Losing the Dark Wins Award

Our Fulldome Video Wins an Award

Last week I was in Germany at the international Jena Fulldome Festival, held at the Zeiss Planetarium. The Festival is a great way to see lots of fulldome videos (my company, Loch Ness Productions creates fulldome videos as part of our work in science and astronomy outreach).

This year we entered our short fulldome production called Losing the Dark, which we created for the International Dark-Sky Association. The festival organizer was quite interested in the subject and invited us to send it along. Not only did it play during the festival judging of some 80 fulldome videos, but it was also shown during the Festival’s Gala Awards night. AND, it won an Honorable Mention, up against some pretty stiff competition!
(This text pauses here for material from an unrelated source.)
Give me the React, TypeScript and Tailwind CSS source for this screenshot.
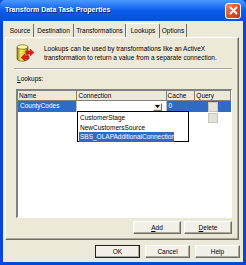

We’re pretty pleased that this little 6.5-minute entry garnered praise and interest from the international attendees of this festival. But, then again, light pollution is a problem that affects us all (as the video points out). It’s a problem that CAN be dealt with, as evidenced by the growing public interest and media stories I’ve been seeing about light pollution, light trespass, and their effects on both human and wildlife.

Here’s a flat-screen version of the video, which will give you an idea of the scope of the problem.

It’s a simple message about a complex issue that can be solved beginning with some simple steps.  If you’re interested in getting the video for your classroom, it’s free!  Check out the IDA’s Web site for HD downloads. You can also use the video in a classic planetarium (i.e. one that hasn’t converted to fulldome video) by downloading a flatscreen version and playing it through a single video projector onto your dome.

If you’re a fulldome theater operator, it’s available to you in many different formats from the Loch Ness Productions Losing the Dark Web page, where you’ll find all the details.

Here’s a fulldome preview for those of you in digital domes:


Watch it, download it (or contact us about getting frames for use in large theaters), use it to start a conversation about light pollution with your students, audiences, friends, and neighbors! It’s a timely, impressive, and thanks to the judges at the Jena Fulldome Festival, award-winning!



One Comment

  1. D. Jones

    Excellent video that needs to be shown in communities around the world. I now live in a neighborhood requiring all outside lights to be turned off by 10 p.m. For the first time in my nearly 60 yrs. I can see the night sky; priceless!